Saving vs Investing Comparison

The Fundamental Difference: Capital Safety vs Capital Growth

Saving and investing are both ways of setting aside money today for future use, but they have fundamentally different purposes, risk profiles, and expected outcomes. Saving means putting money in capital-safe instruments — savings accounts, FDs, liquid funds — where the principal is guaranteed not to fall and the return is low but certain. Investing means deploying money in instruments where the return is uncertain but potentially much higher over time — equities, equity mutual funds, real estate. Saving protects capital; investing grows it. The confusion between them — treating a savings account as a wealth-building strategy, or treating equity SIPs as an emergency fund — is one of the most common sources of poor financial outcomes.

When Saving Is the Right Choice

Saving is appropriate when: (1) the goal timeline is under 2–3 years — insufficient time to ride out equity market volatility; (2) the money is an emergency fund — must be accessible within 1–2 days with zero risk of loss; (3) the goal has a fixed, non-negotiable rupee target at a fixed date — a home down payment in 18 months cannot afford to fall 20% in a market correction; (4) the investor cannot psychologically tolerate seeing the value decrease, even temporarily. For these use cases, an FD, liquid fund, or high-yield savings account is correct — not because returns are good, but because capital safety and liquidity are the priorities.

When Investing Is the Right Choice

Investing is appropriate when: (1) the goal is 5+ years away — long enough to compound and to weather market downturns; (2) the goal amount is flexible or aspirational (retirement corpus, child's education) rather than a fixed committed amount; (3) the investor can tolerate interim unrealised losses without panic-selling; (4) inflation outpacing returns is a meaningful risk — at 6% inflation, a 7% FD delivers only 1% real return, which is inadequate for 20-year goals. Equity investments targeting 10–12% CAGR can deliver 4–6% real returns over long periods, meaningfully growing purchasing power rather than merely preserving it.

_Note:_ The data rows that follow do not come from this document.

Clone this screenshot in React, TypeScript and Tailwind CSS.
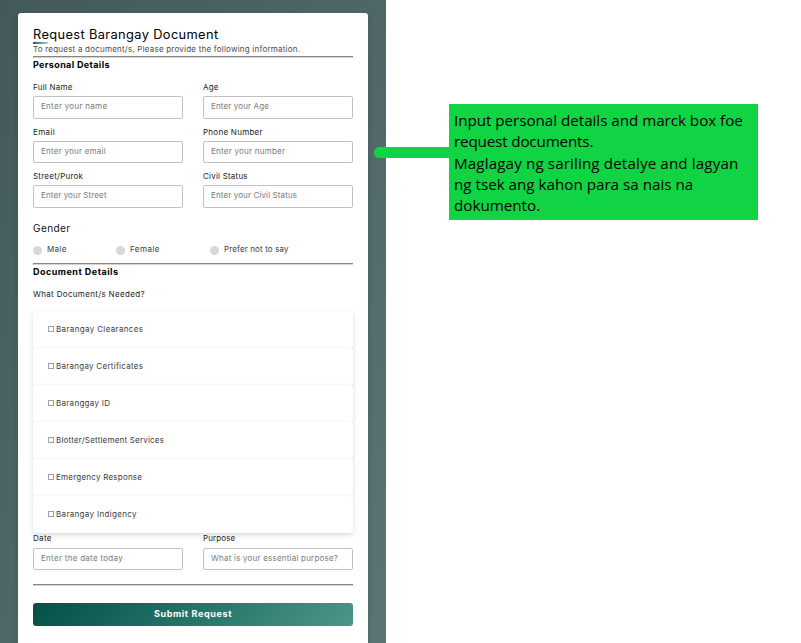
import type { ReactNode } from "react";

function Rule() {
  return <div className="h-[2px] border-t border-b border-l border-t-[#858585] border-b-[#d4d4d4] border-l-[#8c8c8c]" />;
}

function Field({ label, hint, labelClass, hintClass, boxClass = "h-[23px] pb-[3px]" }: {
  label: string; hint: string; labelClass: string; hintClass: string; boxClass?: string;
}) {
  return (
    <label className="flex w-[150px] flex-col">
      <span className={"h-[14px] text-[8px] leading-[14px] text-[#1c1c1c] " + labelClass}>{label}</span>
      <span className="h-[2px]" />
      <span className={"flex items-center rounded-[2px] border border-[#c2c2c2] bg-white px-[7px] text-[8px] leading-[12px] text-[#7a7a7a] " + boxClass + " " + hintClass}>
        {hint}
      </span>
    </label>
  );
}

function Row({ className, children }: { className: string; children: ReactNode }) {
  return <div className={"flex justify-between " + className}>{children}</div>;
}

function Radio({ label, className, textClass }: { label: string; className: string; textClass: string }) {
  return (
    <span className={"flex items-center gap-[5px] " + className}>
      <span className="mt-[3px] size-[9px] shrink-0 rounded-full bg-[#d8d8d8]" />
      <span className={"text-[8px] leading-[12px] text-[#3c3c3c] " + textClass}>{label}</span>
    </span>
  );
}

const documents = [
  { name: "Barangay Clearances", spacing: "tracking-[0.044em]" },
  { name: "Barangay Certificates", spacing: "tracking-[0.033em]" },
  { name: "Baranggay ID", spacing: "tracking-[0.036em]" },
  { name: "Blotter/Settlement Services", spacing: "tracking-[0.025em]" },
  { name: "Emergency Response", spacing: "tracking-[0.029em]" },
  { name: "Barangay Indigency", spacing: "tracking-[0.041em]" },
];

export default function App() {
  return (
    <div className="relative flex h-[643px] w-[801px] overflow-hidden bg-white font-['Inter',sans-serif] whitespace-nowrap">
      <div className="h-[643px] w-[386px] shrink-0 bg-linear-to-br from-[#43595c] to-[#5b7574] pt-[13px] pl-[18px]">
        <main className="flex h-[640px] w-[350px] flex-col rounded-t-[3px] bg-white px-[15px] pt-[15px] shadow-[0_3px_6px_rgba(0,0,0,0.15)]">
          <h1 className="h-[14px] text-[12.8px] leading-[14px] tracking-[0.03em] text-black">Request Barangay Document</h1>
          <div className="h-[2px] w-[15px] bg-linear-to-r from-[#1b6258] to-[#b4d0cc]" />
          <p className="h-[12px] text-[8px] leading-[10px] tracking-[0.027em] text-[#4b4b4b]">
            To request a document/s, Please provide the following information.
          </p>
          <Rule />
          <h2 className="h-[22px] text-[9px] leading-[14px] font-bold tracking-[0.04em] text-black">Personal Details</h2>
          <Row className="h-[44px]">
            <Field label="Full Name" hint="Enter your name" labelClass="tracking-[0.028em]" hintClass="tracking-[0.036em]" />
            <Field label="Age" hint="Enter your Age" labelClass="tracking-[0.026em]" hintClass="tracking-[0.017em]" />
          </Row>
          <Row className="h-[45px] pt-px">
            <Field label="Email" hint="Enter your email" labelClass="tracking-[0.047em]" hintClass="tracking-[0.029em]" boxClass="h-[22px] pb-[2px]" />
            <Field label="Phone Number" hint="Enter your number" labelClass="tracking-[0.033em]" hintClass="tracking-[0.03em]" boxClass="h-[22px] pb-[2px]" />
          </Row>
          <Row className="h-[52px]">
            <Field label="Street/Purok" hint="Enter your Street" labelClass="tracking-[0.03em]" hintClass="tracking-[0.014em]" />
            <Field label="Civil Status" hint="Enter your Civil Status" labelClass="tracking-[0.026em]" hintClass="tracking-[0.015em]" />
          </Row>
          <h3 className="h-[22px] text-[10px] leading-[14px] tracking-[0.042em] text-[#101010]">Gender</h3>
          <div className="flex h-[20px] items-start">
            <Radio label="Male" className="w-[83px]" textClass="tracking-[0.041em]" />
            <Radio label="Female" className="w-[94px]" textClass="tracking-[0.058em]" />
            <Radio label="Prefer not to say" className="" textClass="tracking-[0.017em]" />
          </div>
          <Rule />
          <h2 className="h-[22px] text-[9px] leading-[14px] font-bold tracking-[0.053em] text-black">Document Details</h2>
          <p className="h-[24px] text-[8px] leading-[14px] tracking-[0.042em] text-[#1c1c1c]">What Document/s Needed?</p>
          <ul className="h-[220px]">
            {documents.map((d) => (
              <li key={d.name} className="flex h-[37px] items-center gap-[2px] rounded-[3px] bg-white pl-[15px] shadow-[0_2px_5px_rgba(0,0,0,0.15)]">
                <span className="mb-[2px] size-[6px] border border-[#a0a0a0]" />
                <span className={"pb-[2px] text-[8px] leading-[12px] text-[#3c3c3c] " + d.spacing}>{d.name}</span>
              </li>
            ))}
          </ul>
          <Row className="relative h-[53px]">
            <Field label="Date" hint="Enter the date today" labelClass="tracking-[0.043em]" hintClass="tracking-[0.036em]" boxClass="mt-px h-[22px] pb-[2px]" />
            <Field label="Purpose" hint="What is your essential purpose?" labelClass="tracking-[0.015em]" hintClass="tracking-[0.026em]" boxClass="mt-px h-[22px] pb-[2px]" />
          </Row>
          <Rule />
          <button className="mt-[17px] flex h-[23px] shrink-0 items-center justify-center rounded-[3px] bg-linear-[135deg] from-[#025146] to-[#4a968a] pb-px text-[9px] font-bold tracking-[0.07em] text-white">
            Submit Request
          </button>
        </main>
      </div>
      <div className="absolute top-[147px] left-[374px] h-[11px] w-[80px] rounded-l-full bg-[#11d445]" />
      <aside className="relative mt-[104px] ml-[63px] h-[116px] w-[309px] bg-[#11d445] pt-[6px] pl-[5px] font-['Open_Sans',sans-serif] text-[15.2px] leading-[21.3px] text-black">
        <p className="tracking-[-0.002em]">Input personal details and marck box foe</p>
        <p className="tracking-[-0.01em]">request documents.</p>
        <p className="tracking-[0.008em]">Maglagay ng sariling detalye and lagyan</p>
        <p>ng tsek ang kahon para sa nais na</p>
        <p>dokumento.</p>
      </aside>
    </div>
  );
}
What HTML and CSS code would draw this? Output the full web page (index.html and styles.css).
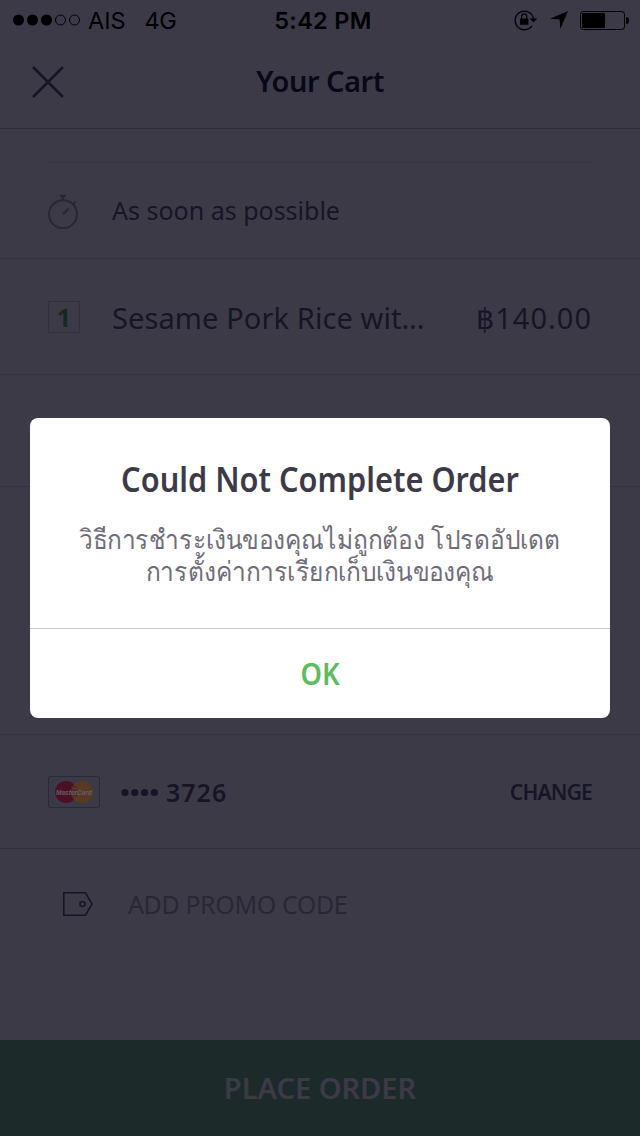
FILE: index.html
```html
<!DOCTYPE html>
<html lang="en">
<head>
    <meta charset="UTF-8">
    <meta name="viewport" content="width=device-width, initial-scale=1.0">
    <title>Your Cart</title>
    <link rel="stylesheet" href="styles.css">
</head>
<body>

    <div class="screen">
        <div class="status-bar">
            <div class="status-left">
                <svg width="68" height="12" viewBox="0 0 68 12">
                    <circle cx="5.5" cy="6" r="5.5"/>
                    <circle cx="19.5" cy="6" r="5.5"/>
                    <circle cx="33.5" cy="6" r="5.5"/>
                    <circle cx="47.5" cy="6" r="5" fill="none" stroke="#000"/>
                    <circle cx="61.5" cy="6" r="5" fill="none" stroke="#000"/>
                </svg>
                <span class="carrier">AIS</span>
                <span class="network">4G</span>
            </div>
            <div class="clock">5:42 PM</div>
            <div class="status-right">
                <svg width="24" height="22" viewBox="0 0 24 22">
                    <path d="M18 16.8A9.3 9.3 0 1 1 19.6 10" fill="none" stroke="#000" stroke-width="1.3"/>
                    <path d="M15.8 9.4h7.4L19.5 13.4z"/>
                    <rect x="6" y="9.5" width="8.4" height="6.3" rx=".6"/>
                    <path d="M7.6 10V7.4a2.6 2.6 0 0 1 5.2 0V10" fill="none" stroke="#000" stroke-width="1.2"/>
                </svg>
                <svg width="18" height="18" viewBox="0 0 18 18">
                    <path d="M18 0L10.4 18L9.6 8.6L0 7.8z"/>
                </svg>
                <svg width="49" height="19" viewBox="0 0 49 19">
                    <rect x=".5" y=".5" width="44" height="18" rx="2.8" fill="none" stroke="#000"/>
                    <rect x="2" y="2" width="23" height="15" rx="1"/>
                    <path d="M46 6h1.3q1.7 1 1.7 3.5t-1.7 3.5H46z"/>
                </svg>
            </div>
        </div>

        <div class="header">
            <svg class="close" width="32" height="32" viewBox="0 0 32 32">
                <path d="M1 1L31 31M31 1L1 31" fill="none" stroke="#161526" stroke-width="2.6"/>
            </svg>
            <h1>Your Cart</h1>
        </div>

        <div class="strip"></div>

        <div class="row time">
            <svg width="32" height="36" viewBox="0 0 32 36">
                <g fill="none" stroke="#292735" stroke-width="2">
                    <circle cx="15" cy="21.2" r="14"/>
                    <path d="M15 7V3M15 21.2L20.7 15.5M25 11.5L27.5 8.5"/>
                    <path d="M12 3h6" stroke-width="2.4"/>
                </g>
            </svg>
            <span class="time-text">As soon as possible</span>
        </div>

        <div class="row item">
            <span class="qty">1</span>
            <span class="name">Sesame Pork Rice wit…</span>
            <span class="price">฿140.00</span>
        </div>

        <div class="row note"></div>
        <div class="row totals"></div>

        <div class="row payment">
            <svg width="52" height="32" viewBox="0 0 52 32">
                <rect x=".5" y=".5" width="51" height="31" rx="2.5" fill="#3b3948" stroke="#2b2a36"/>
                <circle cx="18" cy="16" r="11" fill="#4b1026"/>
                <circle cx="34" cy="16" r="11" fill="#573a20"/>
                <path d="M23 11h6M22.5 14h7M22.5 17h7M23 20h6" stroke="#51202a" stroke-width="1"/>
                <text class="mc" x="26" y="18.5" text-anchor="middle" textLength="36" lengthAdjust="spacingAndGlyphs">MasterCard</text>
            </svg>
            <svg class="dots" width="38" height="8" viewBox="0 0 38 8">
                <circle cx="4" cy="4.5" r="3.6"/>
                <circle cx="13.8" cy="4.5" r="3.6"/>
                <circle cx="23.6" cy="4.5" r="3.6"/>
                <circle cx="33.4" cy="4.5" r="3.6"/>
            </svg>
            <span class="digits">3726</span>
            <span class="change">CHANGE</span>
        </div>

        <div class="promo">
            <svg width="30" height="24" viewBox="0 0 30 24">
                <g fill="none" stroke="#161526" stroke-width="1.5">
                    <path d="M.8.8H22.5L29 12L22.5 23.2H.8z"/>
                    <circle cx="19.5" cy="12" r="2.5"/>
                </g>
            </svg>
            <span class="promo-text">ADD PROMO CODE</span>
        </div>

        <div class="place-order">PLACE ORDER</div>
    </div>

    <div class="modal">
        <div class="modal-body">
            <h2>Could Not Complete Order</h2>
            <p>วิธีการชำระเงินของคุณไม่ถูกต้อง โปรดอัปเดต<br>การตั้งค่าการเรียกเก็บเงินของคุณ</p>
        </div>
        <div class="modal-ok">OK</div>
    </div>

</body>
</html>
```
FILE: styles.css
```css
* {
    box-sizing: border-box;
}
body {
    margin: 0;
    background: #3d3a48;
    font-family: "Noto Sans", "Open Sans", sans-serif;
    color: #161526;
}
.screen {
    width: 640px;
    height: 1136px;
    display: flex;
    flex-direction: column;
    overflow: hidden;
    white-space: nowrap;
}
svg {
    display: block;
    flex: none;
}
.status-bar {
    height: 40px;
    display: grid;
    grid-template-columns: 1fr auto 1fr;
    align-items: center;
    padding: 0 11px 0 13px;
    font-family: Inter, "Liberation Sans", sans-serif;
    font-size: 23.5px;
    color: #000;
}
.status-left, .status-right {
    display: flex;
    align-items: center;
}
.carrier {
    margin-left: 7px;
}
.network {
    margin-left: 19px;
    letter-spacing: -0.5px;
}
.clock {
    padding-left: 4px;
    font-weight: 600;
    letter-spacing: 0.3px;
}
.status-right {
    justify-content: flex-end;
    gap: 12px;
}
.header {
    height: 89px;
    display: grid;
    grid-template-columns: 32px 1fr 32px;
    align-items: center;
    padding: 0 32px 5px;
    border-bottom: 1px solid #2e2c39;
}
.header h1 {
    margin: 0;
    padding-bottom: 2px;
    text-align: center;
    font-size: 29px;
    font-weight: 600;
    line-height: 38px;
    letter-spacing: -0.5px;
    color: #090819;
}
.strip {
    height: 34px;
    margin: 0 48px;
    border-bottom: 2px solid #3a3745;
}
.row {
    display: flex;
    align-items: center;
    padding: 0 48px;
    border-bottom: 1px solid #34323f;
}
.time {
    height: 96px;
}
.time-text {
    margin-left: 32px;
    padding-bottom: 1px;
    font-size: 25px;
}
.item {
    height: 116px;
}
.qty {
    width: 32px;
    height: 32px;
    border: 1px solid #31303c;
    font-size: 25px;
    font-weight: 700;
    line-height: 30px;
    text-align: center;
    color: #14291f;
}
.name {
    margin-left: 32px;
    padding-top: 2px;
    font-size: 29px;
    letter-spacing: 0.1px;
}
.price {
    margin-left: auto;
    padding-top: 2px;
    font-size: 29px;
    letter-spacing: 1px;
}
.note {
    height: 112px;
}
.totals {
    height: 248px;
}
.payment {
    height: 114px;
}
.mc {
    font-family: "Liberation Sans", Arial, sans-serif;
    font-size: 7.5px;
    font-style: italic;
    font-weight: 700;
    fill: #625f69;
}
.dots {
    margin-left: 21px;
    fill: #161526;
}
.digits {
    margin-left: 7px;
    font-size: 25px;
    font-weight: 600;
    letter-spacing: 1px;
}
.change {
    margin-left: auto;
    font-size: 21px;
    font-weight: 600;
    letter-spacing: -0.8px;
}
.promo {
    height: 191px;
    display: flex;
    align-items: flex-start;
    padding: 43px 63px 0;
}
.promo-text {
    margin-left: 35px;
    font-size: 25px;
    line-height: 24px;
    letter-spacing: -0.4px;
    color: #292735;
}
.place-order {
    height: 96px;
    background: #1c2b29;
    color: #3d3a48;
    font-size: 29px;
    font-weight: 600;
    line-height: 95px;
    text-align: center;
}
.modal {
    position: absolute;
    left: 30px;
    top: 418px;
    width: 580px;
    height: 300px;
    background: #fff;
    border-radius: 8px;
    text-align: center;
    white-space: nowrap;
}
.modal-body {
    height: 211px;
    padding-top: 37px;
    border-bottom: 1px solid #c9c8ce;
}
.modal h2 {
    margin: 0;
    font-size: 35px;
    font-weight: 600;
    line-height: 48px;
    color: #3d3a48;
    transform: scaleX(0.878);
}
.modal p {
    margin: 20px 0 0;
    font-size: 27px;
    line-height: 32px;
    color: #706d79;
    transform: scaleX(0.907);
}
.modal-ok {
    font-size: 31px;
    font-weight: 600;
    line-height: 88px;
    color: #5dbd5d;
    transform: scaleX(0.88);
}
```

The Numbers: Saving vs Investing Over 20 Years

₹10,000/month for 20 years. In a savings FD at 7% (30% bracket, effective 4.9%): corpus ≈ ₹38.5 lakh. In an equity SIP at 11% net: corpus ≈ ₹82.5 lakh. The investing approach delivers 2.1× the corpus from identical monthly contributions, because compounding at 11% vs 4.9% over 20 years is not a 2.2× rate difference — it is a 2.1× corpus difference due to exponential compounding. The higher equity return does come with interim volatility: in any given 1-year period, the equity SIP might show −20% to +40%. Over 20 years, those swings average out to the long-term CAGR — but only if the investor doesn't exit during downturns. This is why timeline and temperament matter as much as return rates.

The Practical Framework: Use Both, For Different Goals

The most effective personal finance strategy uses saving and investing simultaneously for different goal buckets — not as competing alternatives for the same money. Emergency fund (3–6 months expenses): save, in a liquid fund or flexi FD. Short-term goals (home down payment in 2 years, vacation, large purchase): save, in FD or short-duration debt fund. Medium-term goals (3–7 years, car, home renovation): hybrid — debt-oriented hybrid funds or a mix of FD and equity. Long-term goals (10+ years, retirement, child's higher education): invest, primarily in equity mutual funds via SIP. Structuring this way ensures each goal is served by an instrument matched to its timeline and risk tolerance — not by whatever feels safest or most exciting at the moment.